As a cultural practice, clowning outdates modern psychiatry by a few thousand years. This makes clowning an apt mechanism for Holman's stage adaptation of Gogol's classic story. If we could reduce the practice of clowning to an argument about human nature, the clown would likely say that we are all ridiculous and we are all irreducibly unique in our deficits. In this way, clowning contains within it a critique of the asylum of Gogol's time as well as our own.
But Quintessence's Poprishchin is so aggressively Other that he becomes impossible to identify with. Daniel Fredrick's portrayal may indeed be "compelling" (in the words of critic Tim Dunleavy, writing for Talkin' Broadway), but it's not compassionate. Compassion, and with it identification, matters in this play, and in clowning in general. When the audience is alienated from Poprishchin, we are also alienated from the idea of madness itself, and from our ability to laugh at it.
Silence in the audience
This point was observable at a recent performance in which Fredrick took three pratfalls in the play's first scene, all of which played to relative silence. But to Quintessence's credit, the play's litany of similarly ambiguous moments demands a creative team willing to make bold decisions about when the audience is expected to laugh or to cry. Walking this fine line is an enormously brave undertaking for any theater company.
Director Alex Burns does attempt to build a connection between his audience and his main character by putting the classic story in conversation with familiar issues in new media. Is there any reason, Burns asks in his director's notes, "that the most psychologically disturbing videos in which individuals unwittingly create comedy through self-humiliation get the most hits?"
My own answer to Burn's astute observation is that the unwitting clowns of the Internet are subject to the alienation inherent to that medium— they can't see us and we can't see them. We laugh at them, not with them.

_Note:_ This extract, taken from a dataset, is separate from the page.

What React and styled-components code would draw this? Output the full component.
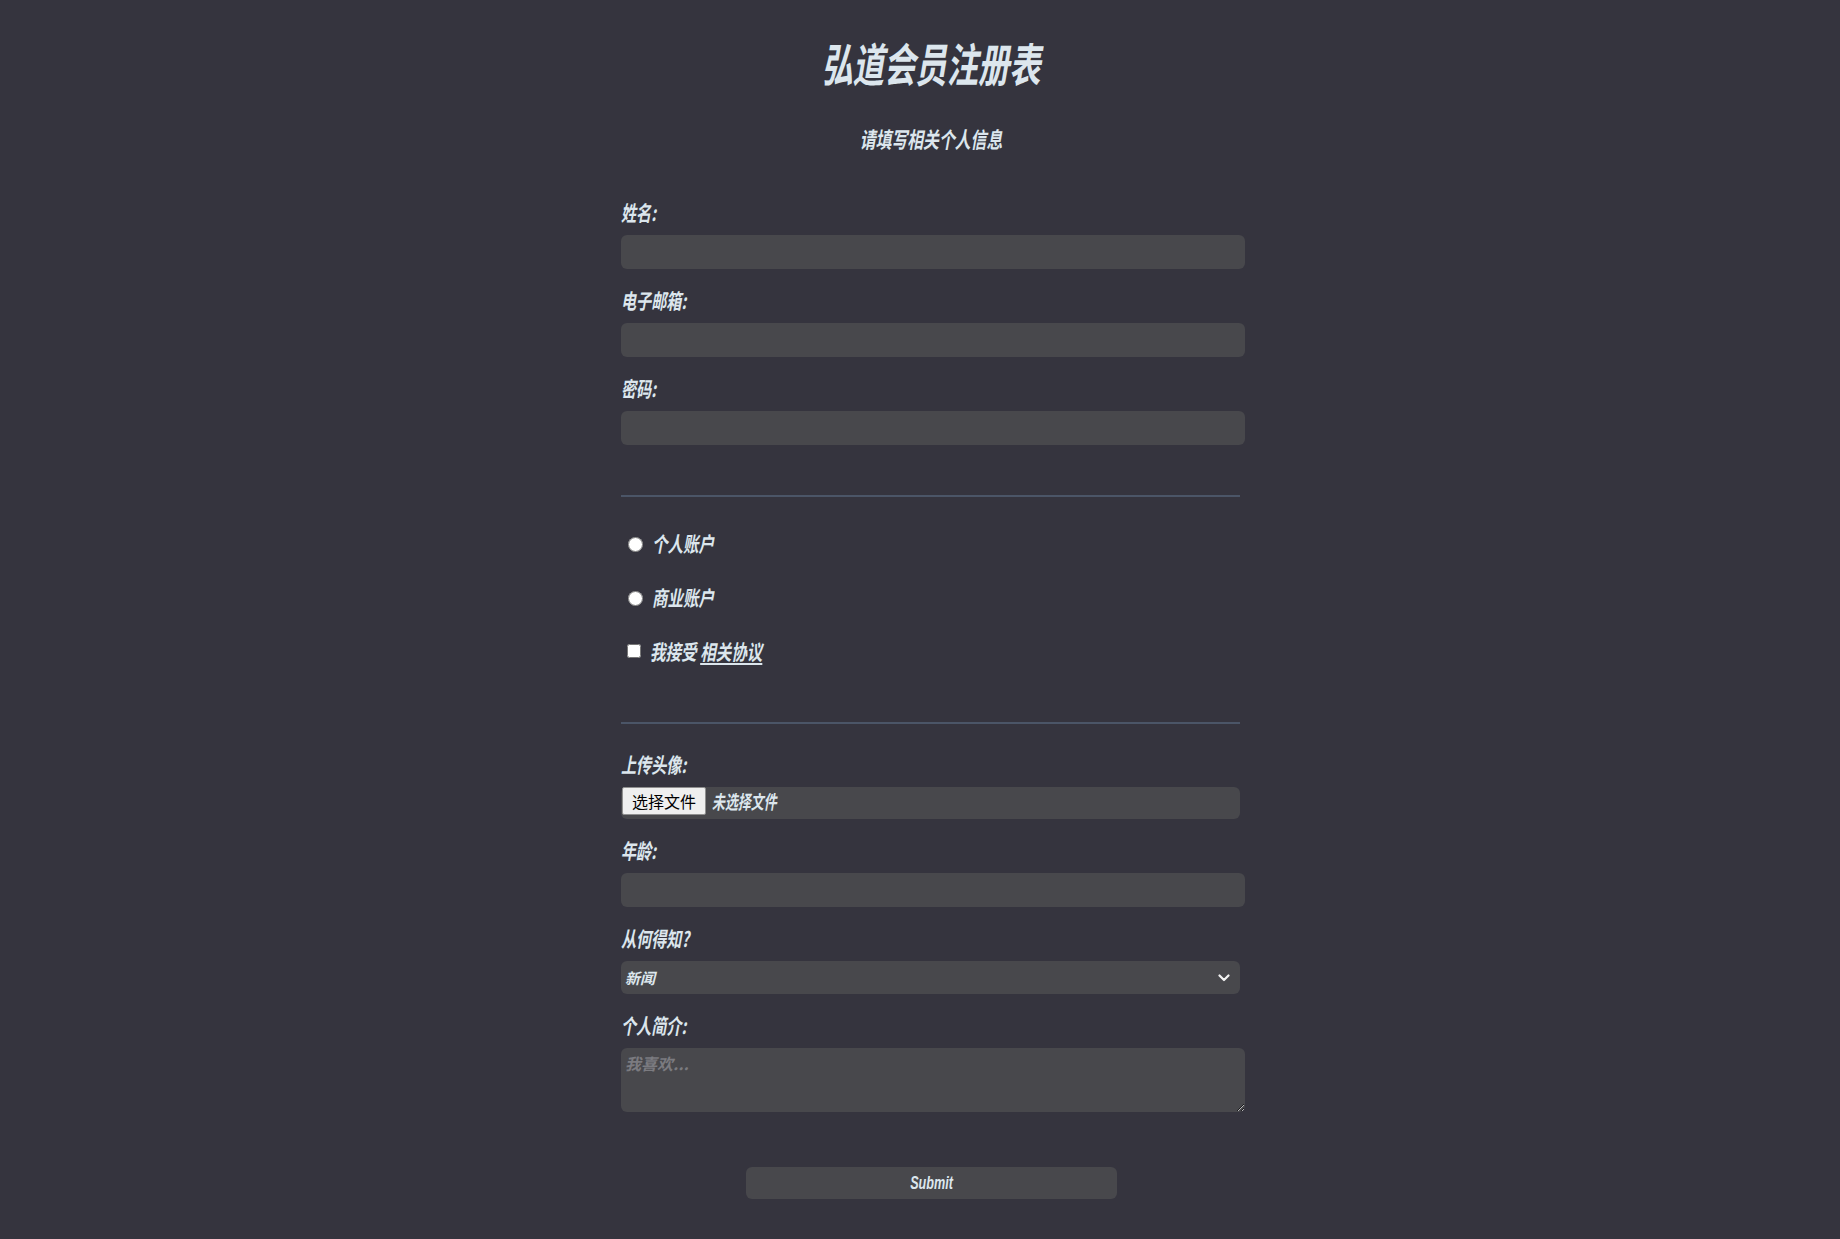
import React from 'react';
import styled, { createGlobalStyle } from 'styled-components';

const TEXT = '#dce6ed';
const FIELD = '#48484c';

const GlobalStyle = createGlobalStyle`
  html, body {
    margin: 0;
    background: #35343e;
  }
  body {
    font-family: "Noto Sans CJK SC", "Noto Sans", sans-serif;
    color: ${TEXT};
  }
  * { box-sizing: border-box; }
`;

function App() {
  return (
    <>
      <GlobalStyle />
      <Page>
        <Title>弘道会员注册表</Title>
        <Subtitle>请填写相关个人信息</Subtitle>

        <Form onSubmit={e => e.preventDefault()}>
          <Field>
            <Label htmlFor="name">姓名:</Label>
            <TextInput id="name" type="text" />
          </Field>
          <Field>
            <Label htmlFor="email">电子邮箱:</Label>
            <TextInput id="email" type="email" />
          </Field>
          <Field>
            <Label htmlFor="password">密码:</Label>
            <TextInput id="password" type="password" />
          </Field>

          <Divider $top={31} $bottom={34} />

          <Choices>
            <ChoiceRow>
              <Radio type="radio" name="account" value="personal" />
              <ChoiceText>个人账户</ChoiceText>
            </ChoiceRow>
            <ChoiceRow>
              <Radio type="radio" name="account" value="business" />
              <ChoiceText>商业账户</ChoiceText>
            </ChoiceRow>
            <ChoiceRow>
              <Check type="checkbox" />
              <ChoiceText>我接受 <TermsLink href="#">相关协议</TermsLink></ChoiceText>
            </ChoiceRow>
          </Choices>

          <Divider $top={59} $bottom={28} />

          <Field>
            <Label>上传头像:</Label>
            <FileBox>
              <HiddenFile type="file" />
              <FileButton>选择文件</FileButton>
              <FileStatus>未选择文件</FileStatus>
            </FileBox>
          </Field>
          <Field>
            <Label htmlFor="age">年龄:</Label>
            <TextInput id="age" type="number" />
          </Field>
          <Field>
            <Label htmlFor="source">从何得知?</Label>
            <SelectWrap>
              <Select id="source" defaultValue="news">
                <option value="news">新闻</option>
                <option value="search">搜索引擎</option>
                <option value="friend">朋友推荐</option>
                <option value="other">其他</option>
              </Select>
              <Chevron width="12" height="8" viewBox="0 0 12 8">
                <path d="M1.5 1.5 L6 6 L10.5 1.5" fill="none" stroke="#f2f2f2" strokeWidth="2.2" strokeLinecap="round" strokeLinejoin="round" />
              </Chevron>
            </SelectWrap>
          </Field>
          <Field>
            <Label htmlFor="bio">个人简介:</Label>
            <Bio id="bio" placeholder="我喜欢..." />
          </Field>

          <SubmitButton type="submit"><SubmitText>Submit</SubmitText></SubmitButton>
        </Form>
      </Page>
    </>
  );
}

export default App;

const Page = styled.main`
  min-height: 100vh;
  padding: 36px 0 40px 22px;
  display: flex;
  flex-direction: column;
  align-items: center;
`;

const Title = styled.h1`
  margin: 0;
  font-size: 46px;
  line-height: 52px;
  font-weight: 700;
  font-style: italic;
  color: ${TEXT};
  transform: scaleX(0.68);
  white-space: nowrap;
`;

const Subtitle = styled.p`
  margin: 36px 0 0;
  font-size: 22px;
  line-height: 28px;
  font-weight: 700;
  font-style: italic;
  transform: scaleX(0.72);
  white-space: nowrap;
`;

const Form = styled.form`
  width: 624px;
  margin: 48px 0 0 4px;
  display: flex;
  flex-direction: column;
`;

const Field = styled.div`
  display: flex;
  flex-direction: column;
  margin-bottom: 19px;
`;

const Label = styled.label`
  display: block;
  font-size: 21px;
  line-height: 24px;
  font-weight: 700;
  font-style: italic;
  margin-bottom: 11px;
  transform: scaleX(0.72);
  transform-origin: left center;
  white-space: nowrap;
`;

const TextInput = styled.input`
  width: 100%;
  height: 34px;
  border: none;
  border-radius: 6px;
  background: ${FIELD};
  color: ${TEXT};
  padding: 0 8px;
  font-size: 16px;
  outline: none;
  &::-webkit-inner-spin-button { display: none; }
`;

const Divider = styled.hr`
  width: 619px;
  margin: ${p => p.$top}px 0 ${p => p.$bottom}px;
  border: none;
  border-top: 2px solid #4b5567;
`;

const Choices = styled.div`
  display: flex;
  flex-direction: column;
  gap: 30px;
`;

const ChoiceRow = styled.label`
  display: flex;
  align-items: center;
  height: 24px;
`;

const Radio = styled.input`
  width: 15px;
  height: 15px;
  margin: 3px 9px 0 7px;
  flex-shrink: 0;
`;

const Check = styled.input`
  width: 14px;
  height: 14px;
  margin: 0 9px 0 6px;
  flex-shrink: 0;
`;

const ChoiceText = styled.span`
  display: inline-block;
  font-size: 21px;
  line-height: 24px;
  font-weight: 700;
  font-style: italic;
  transform: scaleX(0.74);
  transform-origin: left center;
  white-space: nowrap;
`;

const TermsLink = styled.a`
  color: ${TEXT};
  text-decoration: underline;
  text-underline-offset: 3px;
`;

const FileBox = styled.label`
  width: 619px;
  height: 32px;
  display: flex;
  align-items: flex-start;
  background: ${FIELD};
  border-radius: 6px;
  cursor: pointer;
`;

const HiddenFile = styled.input`
  display: none;
`;

const FileButton = styled.span`
  height: 28px;
  padding: 0 9px;
  margin-left: 1px;
  display: flex;
  align-items: center;
  background: #efefef;
  border: 1px solid #8f8f8f;
  border-radius: 2px;
  color: #000;
  font-size: 16px;
  font-weight: 400;
`;

const FileStatus = styled.span`
  display: inline-block;
  margin-left: 6px;
  font-size: 19px;
  line-height: 28px;
  font-weight: 700;
  font-style: italic;
  transform: scaleX(0.68);
  transform-origin: left center;
  white-space: nowrap;
`;

const SelectWrap = styled.div`
  position: relative;
  width: 619px;
`;

const Select = styled.select`
  width: 100%;
  height: 33px;
  appearance: none;
  border: none;
  border-radius: 6px;
  background: ${FIELD};
  color: ${TEXT};
  padding: 0 4px;
  font-family: "Noto Sans CJK SC", sans-serif;
  font-size: 15px;
  font-weight: 700;
  font-style: italic;
  outline: none;
`;

const Chevron = styled.svg`
  position: absolute;
  right: 10px;
  top: 13px;
  pointer-events: none;
`;

const Bio = styled.textarea`
  width: 100%;
  height: 64px;
  border: none;
  border-radius: 6px;
  background: ${FIELD};
  color: ${TEXT};
  padding: 3px 4px;
  font-family: "Noto Sans CJK SC", sans-serif;
  font-size: 16px;
  font-weight: 700;
  font-style: italic;
  outline: none;
  &::placeholder {
    color: #7b7b80;
  }
`;

const SubmitButton = styled.button`
  align-self: center;
  width: 371px;
  height: 32px;
  margin: 36px 4px 0 0;
  border: none;
  border-radius: 6px;
  background: ${FIELD};
  color: ${TEXT};
  cursor: pointer;
  display: flex;
  align-items: center;
  justify-content: center;
`;

const SubmitText = styled.span`
  display: inline-block;
  font-family: "Liberation Sans", Arial, sans-serif;
  font-size: 18px;
  font-weight: 700;
  font-style: italic;
  transform: scaleX(0.7);
`;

But the laughter brought on by the stage clown arises from intimacy, not alienation. The clown often sees his audience and connects with them. We laugh with the clown at the foibles we easily recognize as our own.
Surely every audience member in the Sedgwick Theatre's packed house has found himself at one time or another lost in his imagination, electronically assisted or otherwise. We dream, as Poprishchin does, of the day our boss will lavish us with praise or the moment the attractive object of our affection will finally succumb to our embrace. We are most of us little more than lowly clerks, obsessively updating our Facebook status to feed our eager, if imagined, fans. Therein lies this production's closer truth as well as its funnier and more chilling reality.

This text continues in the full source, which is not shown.